_SHORT TASK_
Exactly repeat the full listing that follows.

* * * * * * * * *

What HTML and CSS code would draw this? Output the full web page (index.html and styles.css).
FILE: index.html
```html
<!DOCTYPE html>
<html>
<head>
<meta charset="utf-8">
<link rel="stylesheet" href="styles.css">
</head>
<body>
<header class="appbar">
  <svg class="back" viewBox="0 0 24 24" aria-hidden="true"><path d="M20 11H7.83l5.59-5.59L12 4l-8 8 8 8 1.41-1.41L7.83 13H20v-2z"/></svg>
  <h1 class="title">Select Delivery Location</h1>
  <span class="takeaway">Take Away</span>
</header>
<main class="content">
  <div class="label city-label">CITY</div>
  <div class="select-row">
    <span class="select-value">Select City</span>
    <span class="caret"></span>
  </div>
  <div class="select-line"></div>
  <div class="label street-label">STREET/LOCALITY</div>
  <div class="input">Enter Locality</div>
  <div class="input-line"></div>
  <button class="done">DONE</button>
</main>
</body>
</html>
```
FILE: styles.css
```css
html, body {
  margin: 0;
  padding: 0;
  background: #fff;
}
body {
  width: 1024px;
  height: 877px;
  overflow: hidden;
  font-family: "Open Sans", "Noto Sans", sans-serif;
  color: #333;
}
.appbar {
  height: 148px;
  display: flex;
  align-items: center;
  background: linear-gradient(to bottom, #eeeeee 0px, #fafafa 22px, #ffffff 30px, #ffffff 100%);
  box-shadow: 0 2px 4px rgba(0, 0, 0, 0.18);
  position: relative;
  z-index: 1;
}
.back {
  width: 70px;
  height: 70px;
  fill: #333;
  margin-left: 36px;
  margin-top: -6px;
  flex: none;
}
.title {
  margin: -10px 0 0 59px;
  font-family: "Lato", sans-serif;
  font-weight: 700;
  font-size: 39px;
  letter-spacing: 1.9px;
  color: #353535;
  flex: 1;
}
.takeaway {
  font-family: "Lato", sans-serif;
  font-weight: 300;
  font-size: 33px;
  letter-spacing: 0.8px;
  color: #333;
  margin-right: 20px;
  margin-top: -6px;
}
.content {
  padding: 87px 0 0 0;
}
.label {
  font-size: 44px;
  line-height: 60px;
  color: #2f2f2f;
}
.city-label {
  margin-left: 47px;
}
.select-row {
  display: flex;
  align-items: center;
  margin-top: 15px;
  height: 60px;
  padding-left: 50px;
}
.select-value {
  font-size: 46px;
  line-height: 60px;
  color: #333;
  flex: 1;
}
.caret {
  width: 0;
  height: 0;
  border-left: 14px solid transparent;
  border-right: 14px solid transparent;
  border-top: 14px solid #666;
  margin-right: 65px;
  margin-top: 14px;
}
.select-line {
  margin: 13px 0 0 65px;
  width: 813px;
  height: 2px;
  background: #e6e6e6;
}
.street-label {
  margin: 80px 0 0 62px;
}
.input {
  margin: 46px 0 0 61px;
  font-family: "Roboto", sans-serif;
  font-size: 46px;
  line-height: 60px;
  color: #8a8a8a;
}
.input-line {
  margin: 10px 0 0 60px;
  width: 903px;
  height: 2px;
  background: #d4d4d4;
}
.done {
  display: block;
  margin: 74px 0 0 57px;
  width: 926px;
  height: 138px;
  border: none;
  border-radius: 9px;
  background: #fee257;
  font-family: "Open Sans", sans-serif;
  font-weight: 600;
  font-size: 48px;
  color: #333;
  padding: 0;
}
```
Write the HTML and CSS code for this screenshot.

* * * * * * * * *

_EXERCISE SOLUTION_
What HTML and CSS code would draw this? Output the full web page (index.html and styles.css).
FILE: index.html
```html
<!DOCTYPE html>
<html>
<head>
<meta charset="utf-8">
<link rel="stylesheet" href="styles.css">
</head>
<body>
<header class="appbar">
  <svg class="back" viewBox="0 0 24 24" aria-hidden="true"><path d="M20 11H7.83l5.59-5.59L12 4l-8 8 8 8 1.41-1.41L7.83 13H20v-2z"/></svg>
  <h1 class="title">Select Delivery Location</h1>
  <span class="takeaway">Take Away</span>
</header>
<main class="content">
  <div class="label city-label">CITY</div>
  <div class="select-row">
    <span class="select-value">Select City</span>
    <span class="caret"></span>
  </div>
  <div class="select-line"></div>
  <div class="label street-label">STREET/LOCALITY</div>
  <div class="input">Enter Locality</div>
  <div class="input-line"></div>
  <button class="done">DONE</button>
</main>
</body>
</html>
```
FILE: styles.css
```css
html, body {
  margin: 0;
  padding: 0;
  background: #fff;
}
body {
  width: 1024px;
  height: 877px;
  overflow: hidden;
  font-family: "Open Sans", "Noto Sans", sans-serif;
  color: #333;
}
.appbar {
  height: 148px;
  display: flex;
  align-items: center;
  background: linear-gradient(to bottom, #eeeeee 0px, #fafafa 22px, #ffffff 30px, #ffffff 100%);
  box-shadow: 0 2px 4px rgba(0, 0, 0, 0.18);
  position: relative;
  z-index: 1;
}
.back {
  width: 70px;
  height: 70px;
  fill: #333;
  margin-left: 36px;
  margin-top: -6px;
  flex: none;
}
.title {
  margin: -10px 0 0 59px;
  font-family: "Lato", sans-serif;
  font-weight: 700;
  font-size: 39px;
  letter-spacing: 1.9px;
  color: #353535;
  flex: 1;
}
.takeaway {
  font-family: "Lato", sans-serif;
  font-weight: 300;
  font-size: 33px;
  letter-spacing: 0.8px;
  color: #333;
  margin-right: 20px;
  margin-top: -6px;
}
.content {
  padding: 87px 0 0 0;
}
.label {
  font-size: 44px;
  line-height: 60px;
  color: #2f2f2f;
}
.city-label {
  margin-left: 47px;
}
.select-row {
  display: flex;
  align-items: center;
  margin-top: 15px;
  height: 60px;
  padding-left: 50px;
}
.select-value {
  font-size: 46px;
  line-height: 60px;
  color: #333;
  flex: 1;
}
.caret {
  width: 0;
  height: 0;
  border-left: 14px solid transparent;
  border-right: 14px solid transparent;
  border-top: 14px solid #666;
  margin-right: 65px;
  margin-top: 14px;
}
.select-line {
  margin: 13px 0 0 65px;
  width: 813px;
  height: 2px;
  background: #e6e6e6;
}
.street-label {
  margin: 80px 0 0 62px;
}
.input {
  margin: 46px 0 0 61px;
  font-family: "Roboto", sans-serif;
  font-size: 46px;
  line-height: 60px;
  color: #8a8a8a;
}
.input-line {
  margin: 10px 0 0 60px;
  width: 903px;
  height: 2px;
  background: #d4d4d4;
}
.done {
  display: block;
  margin: 74px 0 0 57px;
  width: 926px;
  height: 138px;
  border: none;
  border-radius: 9px;
  background: #fee257;
  font-family: "Open Sans", sans-serif;
  font-weight: 600;
  font-size: 48px;
  color: #333;
  padding: 0;
}
```
Write the HTML and CSS code for this screenshot.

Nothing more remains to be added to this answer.